There’s a large animated scene of seeds coming out of the flowers.
Now the flowers are dancing.
I’m out in the suburbs now.
I’m picking up the newspaper in a sunny, emerald, grassy yard.
I’m asking you all to take out bank loans.
Now I’m a young woman in her twenties, eating cereal, talking to myself.
Now raisins are falling.
Now apples and cinnamon are falling.
I’m talking to a cockatoo.
Cereal boxes are flying.
I’m laughing, so is the cockatoo.
There’s a man in a black suit.
Yes, I’m in a black suit.
I’m shooting a gun.
Now I’m five or six people in an old cowboy bar having a fist fight.
Somebody calls cut, and we all stop.
Now I’m a group of children, eating hot dogs.
Kung fu.
There’s an incredible special effect where there’s light coming out of my finger tips.
A flame coming out of the car.
Rollerblades flying in the air.
An insignia bursting into flames.
A rocket being launched.
Flames.
Now there are some sort of credits.
There’s a candybar.
I’m a candybar, being eaten but I can’t see how I am being eaten.
It’s some sort of animation process.
Candy bars just showing teeth marks and getting smaller.
Now I’ve got a candle lighted, and I’m looking at a…
…Some sort of ancient inscription, looks like almost a manhole cover.
But its obviously from another era.
Now I hold the candle up to a box.
I’m a young man with black hair in a sporting outfit.
I open up the old box.
I lift a cloth and there’s some sort of metallic jewelry in the box, attached to the cloth.
There’s an old leather book with some symbols pounded into the cover.
I open the book.
I see pentagrams and circular diagrams.
Cut.
Now I’m a maid with long red hair and a bandana, dusting some old artifacts that I find on top of a
desk.
I pull out a box from a shelf, dust off the top.
Its quite dusty.

LBP: Where do you find inspiration for you writing; is it the same place as for the visuals?

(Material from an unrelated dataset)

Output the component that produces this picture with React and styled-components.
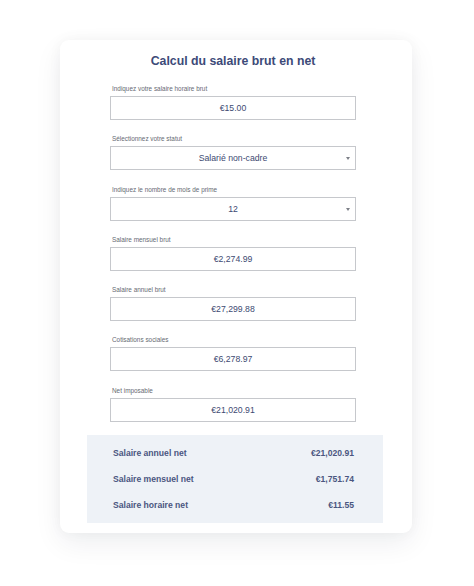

TO: Well one thing that will be apparent from the book, is that my practice involves a great deal of research. My artwork for better or worse, is one of my main ways of interacting with the world and trace my interests in our relationship to belief systems and how they are constructed, the ways in which we incorporate technology into our deeply personal activities, how narrative is created and deconstructed, and so on. While researching this material, of course I am developing visual and sculptural motifs, but also keeping an eye on how language is used, for example one of my favorite moments was discovering the lingo that broadcasters and ham radio operators use to discuss signals and other themes germane to their activities. When I was working on my Bubble or pet series, I really listened to the way people spoke to animals or lovers, I wanted to find a way of imparting a sort of embarrassing intimacy to the viewer. In the 90s I got way into glossolalia.

LBP: I read somewhere that you actually consider yourself a closeted writer. Can you elaborate? Could we expect a collection of poetry or a novel at some point?

TO: I come from a family of writers, my father wrote numerous books, worked for readers digest, edited the book ROOTS by Alex Haley, and started a magazine Angels on Earth. My grandmother on my mothers side of the family was a librarian, my grandmother and grandfather on my fathers side, wrote probably combined over a 100 books concerning mystery, religion, and romance. So you see, the apple doesn’t fall far from the tree, I see myself as a kind of cracked writer. The reason I consider myself a closet writer is because I have a great respect for writers, and I have a hard time seeing myself as one. Although I have written some things that for lack of a better word might be called essays, and i would eventually like to collect those in to a book as well. I included two of them in Vox Vernacular, just to open it up. But I’m keenly aware that language functions as just one element of my works, it was never really meant to stand alone. So its interesting to see these texts like a snail unshelled, withering in the sun, I’m not sure whether it will survive. The performers delivery of the language, the way that the language is often randomly mixed together in the installations, and the language is often quite difficult to hear – all this can’t really be translated onto the page, but we hint at it with some beautifully executed design choices, which were made by Casier/Fieuws, they just did a such an amazing job with the printing and layout, and were so sensitive to the texts, I actually cried when I saw the book.

LBP: The book also contains “scholarly” essays. Are you the author or those and what do they discuss?

TO: One of the more difficult parts of the book was working with Billy Rubin on the descriptions of the various bodies of work. We wanted to keep these simple and to the point but actually really described what the works meant to me and this kind of anchors the text. Denis and Laurence also wrote lovely essays related to my process.

LBP: Tell us a little about what’s going to happen on the 21st?

TO: On the 21st I wanted to gather together artists and performers, the really incredibly creative individuals I’ve had the chance to work with over the years, who have been so kind as to give voice to my dogroll, and renimate some of the texts at the library. We will have some very simple video clips to accompany the live material. The way its planned now, people will read approximately five minute excerpts. Performing will be Tony Conrad, Constance DeJong, Jim Fletcher, Joe Gibbons, Kim Gordon, Josie Keefe, Tracy Leipold, Brandon Olson, Jason Scott, and Holly Stanton.